We made our way along the length of the night market in search of the best place for local food in Batu Ferringhi. This search led us straight to Long Beach Cafe, which is a food court area with a great variety of local food stalls as well as plenty of western food options. In addition to the fantastic food variety, we were very happy to find the cheapest fresh fruit juice in all of Penang! After eating and drinking far too much, we hopped on the local bus to make our way back to George Town. So yes, we do believe that Batu Ferringhi is worth visiting, but just don’t expect crystal clear beach waters!

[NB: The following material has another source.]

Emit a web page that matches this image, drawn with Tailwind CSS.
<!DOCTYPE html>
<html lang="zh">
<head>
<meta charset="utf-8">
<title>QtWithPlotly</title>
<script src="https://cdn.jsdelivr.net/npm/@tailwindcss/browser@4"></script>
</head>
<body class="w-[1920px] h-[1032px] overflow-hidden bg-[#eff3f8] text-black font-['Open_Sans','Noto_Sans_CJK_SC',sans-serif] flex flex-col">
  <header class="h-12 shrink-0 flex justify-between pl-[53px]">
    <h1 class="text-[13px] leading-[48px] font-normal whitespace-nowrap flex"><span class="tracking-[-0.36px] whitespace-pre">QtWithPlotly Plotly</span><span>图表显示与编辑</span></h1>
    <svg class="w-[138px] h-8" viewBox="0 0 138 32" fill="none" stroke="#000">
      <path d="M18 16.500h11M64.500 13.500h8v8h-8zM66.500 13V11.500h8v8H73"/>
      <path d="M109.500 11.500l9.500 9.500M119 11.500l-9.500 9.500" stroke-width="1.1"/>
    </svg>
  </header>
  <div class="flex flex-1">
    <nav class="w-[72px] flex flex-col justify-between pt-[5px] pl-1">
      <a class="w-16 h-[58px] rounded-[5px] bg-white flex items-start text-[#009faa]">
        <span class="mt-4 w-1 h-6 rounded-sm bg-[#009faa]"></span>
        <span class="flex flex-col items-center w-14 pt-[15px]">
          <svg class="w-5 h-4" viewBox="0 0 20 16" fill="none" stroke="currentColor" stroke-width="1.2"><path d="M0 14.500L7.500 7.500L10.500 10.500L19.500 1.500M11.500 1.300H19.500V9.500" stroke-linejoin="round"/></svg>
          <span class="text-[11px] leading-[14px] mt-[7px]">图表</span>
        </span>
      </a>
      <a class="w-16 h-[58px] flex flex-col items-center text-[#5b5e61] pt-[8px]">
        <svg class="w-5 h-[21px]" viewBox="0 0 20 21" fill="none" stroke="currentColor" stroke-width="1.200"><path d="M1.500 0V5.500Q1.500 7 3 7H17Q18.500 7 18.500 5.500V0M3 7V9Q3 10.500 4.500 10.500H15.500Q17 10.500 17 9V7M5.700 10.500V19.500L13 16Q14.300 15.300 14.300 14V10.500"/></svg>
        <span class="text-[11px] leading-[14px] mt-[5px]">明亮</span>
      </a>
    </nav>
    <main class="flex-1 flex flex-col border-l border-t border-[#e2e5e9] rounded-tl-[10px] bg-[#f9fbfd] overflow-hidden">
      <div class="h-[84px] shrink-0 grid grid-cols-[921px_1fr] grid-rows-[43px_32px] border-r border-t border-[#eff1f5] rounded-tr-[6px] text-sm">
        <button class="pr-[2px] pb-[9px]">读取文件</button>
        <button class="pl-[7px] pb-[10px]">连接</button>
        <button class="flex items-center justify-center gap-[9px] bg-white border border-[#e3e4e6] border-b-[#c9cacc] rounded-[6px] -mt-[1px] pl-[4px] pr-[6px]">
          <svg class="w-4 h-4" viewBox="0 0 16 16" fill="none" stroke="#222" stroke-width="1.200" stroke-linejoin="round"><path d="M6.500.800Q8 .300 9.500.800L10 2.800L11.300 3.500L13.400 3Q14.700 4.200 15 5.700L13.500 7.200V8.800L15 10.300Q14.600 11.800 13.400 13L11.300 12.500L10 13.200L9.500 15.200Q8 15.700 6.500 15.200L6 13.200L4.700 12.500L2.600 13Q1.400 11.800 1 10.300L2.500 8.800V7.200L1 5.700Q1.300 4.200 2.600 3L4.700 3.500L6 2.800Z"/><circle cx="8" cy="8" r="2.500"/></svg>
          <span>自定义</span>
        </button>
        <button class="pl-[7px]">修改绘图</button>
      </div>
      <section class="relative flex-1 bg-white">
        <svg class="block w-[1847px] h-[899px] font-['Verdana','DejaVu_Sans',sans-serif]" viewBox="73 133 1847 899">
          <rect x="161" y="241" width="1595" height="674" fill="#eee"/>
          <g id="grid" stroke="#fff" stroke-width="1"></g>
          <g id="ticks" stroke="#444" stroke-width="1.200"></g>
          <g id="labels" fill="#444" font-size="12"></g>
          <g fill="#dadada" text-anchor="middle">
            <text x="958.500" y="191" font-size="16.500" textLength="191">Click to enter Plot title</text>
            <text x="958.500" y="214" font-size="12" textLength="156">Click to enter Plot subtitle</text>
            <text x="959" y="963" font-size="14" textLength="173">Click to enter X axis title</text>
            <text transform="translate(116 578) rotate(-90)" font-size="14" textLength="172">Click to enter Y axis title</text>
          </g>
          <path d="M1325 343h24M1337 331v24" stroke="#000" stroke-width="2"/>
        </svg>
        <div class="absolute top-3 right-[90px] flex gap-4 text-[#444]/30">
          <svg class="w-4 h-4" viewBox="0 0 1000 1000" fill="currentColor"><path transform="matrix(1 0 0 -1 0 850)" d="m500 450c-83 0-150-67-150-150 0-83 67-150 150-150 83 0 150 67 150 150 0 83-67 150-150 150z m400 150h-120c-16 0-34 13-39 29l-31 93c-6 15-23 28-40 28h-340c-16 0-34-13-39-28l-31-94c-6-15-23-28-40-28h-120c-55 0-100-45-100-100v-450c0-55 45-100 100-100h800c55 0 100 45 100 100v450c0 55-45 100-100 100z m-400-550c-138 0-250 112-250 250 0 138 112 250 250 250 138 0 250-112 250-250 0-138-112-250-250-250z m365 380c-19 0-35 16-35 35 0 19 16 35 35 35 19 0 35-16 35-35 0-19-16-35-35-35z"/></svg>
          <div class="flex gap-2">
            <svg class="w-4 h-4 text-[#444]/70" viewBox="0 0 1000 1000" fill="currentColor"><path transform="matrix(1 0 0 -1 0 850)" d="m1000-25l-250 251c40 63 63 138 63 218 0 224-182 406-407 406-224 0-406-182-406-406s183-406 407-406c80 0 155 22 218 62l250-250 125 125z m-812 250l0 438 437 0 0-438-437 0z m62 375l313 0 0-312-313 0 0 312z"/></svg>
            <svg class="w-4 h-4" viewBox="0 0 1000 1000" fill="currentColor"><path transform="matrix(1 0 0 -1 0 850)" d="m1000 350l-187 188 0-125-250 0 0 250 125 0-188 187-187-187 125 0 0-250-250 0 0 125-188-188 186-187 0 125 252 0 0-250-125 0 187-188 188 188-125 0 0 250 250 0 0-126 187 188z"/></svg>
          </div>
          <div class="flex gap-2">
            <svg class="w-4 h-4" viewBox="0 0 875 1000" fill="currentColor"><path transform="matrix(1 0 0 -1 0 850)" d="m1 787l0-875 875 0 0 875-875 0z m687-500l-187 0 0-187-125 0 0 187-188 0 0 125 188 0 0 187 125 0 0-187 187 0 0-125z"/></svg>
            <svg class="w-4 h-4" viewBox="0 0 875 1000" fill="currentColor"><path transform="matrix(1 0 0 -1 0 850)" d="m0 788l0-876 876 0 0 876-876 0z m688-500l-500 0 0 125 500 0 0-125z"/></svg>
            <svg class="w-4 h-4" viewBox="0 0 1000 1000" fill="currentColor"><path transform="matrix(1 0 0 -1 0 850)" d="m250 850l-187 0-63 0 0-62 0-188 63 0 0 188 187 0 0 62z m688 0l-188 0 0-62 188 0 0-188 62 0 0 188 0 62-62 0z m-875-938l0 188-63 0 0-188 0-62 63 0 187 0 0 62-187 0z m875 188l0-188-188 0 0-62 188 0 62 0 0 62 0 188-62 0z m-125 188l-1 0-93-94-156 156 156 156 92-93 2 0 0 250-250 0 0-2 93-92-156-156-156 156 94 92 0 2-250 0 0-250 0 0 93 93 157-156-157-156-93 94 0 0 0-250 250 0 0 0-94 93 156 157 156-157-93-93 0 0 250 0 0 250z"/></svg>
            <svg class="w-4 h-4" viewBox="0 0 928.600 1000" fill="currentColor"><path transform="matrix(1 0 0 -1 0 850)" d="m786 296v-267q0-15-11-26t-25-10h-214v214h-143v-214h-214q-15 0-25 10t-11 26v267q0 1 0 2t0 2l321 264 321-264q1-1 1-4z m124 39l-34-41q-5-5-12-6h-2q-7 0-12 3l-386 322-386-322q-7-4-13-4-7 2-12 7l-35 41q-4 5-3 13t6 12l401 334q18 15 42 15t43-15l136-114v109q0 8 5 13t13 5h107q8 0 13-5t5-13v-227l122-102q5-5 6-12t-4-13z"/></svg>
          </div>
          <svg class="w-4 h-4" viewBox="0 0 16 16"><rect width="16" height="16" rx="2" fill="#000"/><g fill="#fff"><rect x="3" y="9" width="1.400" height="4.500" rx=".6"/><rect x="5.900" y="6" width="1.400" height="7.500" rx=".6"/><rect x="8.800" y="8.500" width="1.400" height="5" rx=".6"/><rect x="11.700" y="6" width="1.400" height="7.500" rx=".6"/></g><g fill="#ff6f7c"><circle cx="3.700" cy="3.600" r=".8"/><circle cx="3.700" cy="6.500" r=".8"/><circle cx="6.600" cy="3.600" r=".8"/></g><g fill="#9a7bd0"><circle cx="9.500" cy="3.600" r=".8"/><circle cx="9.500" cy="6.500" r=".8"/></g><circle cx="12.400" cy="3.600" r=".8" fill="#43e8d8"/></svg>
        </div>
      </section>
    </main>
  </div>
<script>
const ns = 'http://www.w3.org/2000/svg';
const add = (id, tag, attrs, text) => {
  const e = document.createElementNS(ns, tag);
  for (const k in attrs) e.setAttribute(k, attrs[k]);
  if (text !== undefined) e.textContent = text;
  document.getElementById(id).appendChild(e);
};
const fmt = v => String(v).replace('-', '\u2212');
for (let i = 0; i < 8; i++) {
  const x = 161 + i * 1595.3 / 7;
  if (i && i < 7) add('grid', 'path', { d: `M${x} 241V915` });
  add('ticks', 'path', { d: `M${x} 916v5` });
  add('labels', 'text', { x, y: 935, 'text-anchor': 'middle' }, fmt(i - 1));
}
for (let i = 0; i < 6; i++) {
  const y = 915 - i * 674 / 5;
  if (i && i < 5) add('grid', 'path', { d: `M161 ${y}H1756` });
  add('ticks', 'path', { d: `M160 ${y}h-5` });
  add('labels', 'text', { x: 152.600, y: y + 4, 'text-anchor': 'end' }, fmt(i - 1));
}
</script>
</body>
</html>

PENANG TANJUNG BUNGAH FLOATING MOSQUE

VISIT THE PENANG TANJUNG BUNGAH FLOATING MOSQUE

Yes, the Penang Tanjung Bungah Floating Mosque is generally open to visitors. Do remember to dress respectfully as it is a place of worship. There are also garments available for free for you to use if you are not suitably enough dressed. The mosque was constructed in 2004 after the older mosque nearby was damaged by the tsunami. Although the mosque is not actually floating, it appears such at high tide when the water hides the supporting pile foundations. The location of the mosque over the water is rather unique and really does add to the beauty of the mosque itself. We enjoyed making our way to the adjacent small beach for a different perspective view of the mosque. If you’re travelling north along the west coast of Penang Island, be sure to stop off here.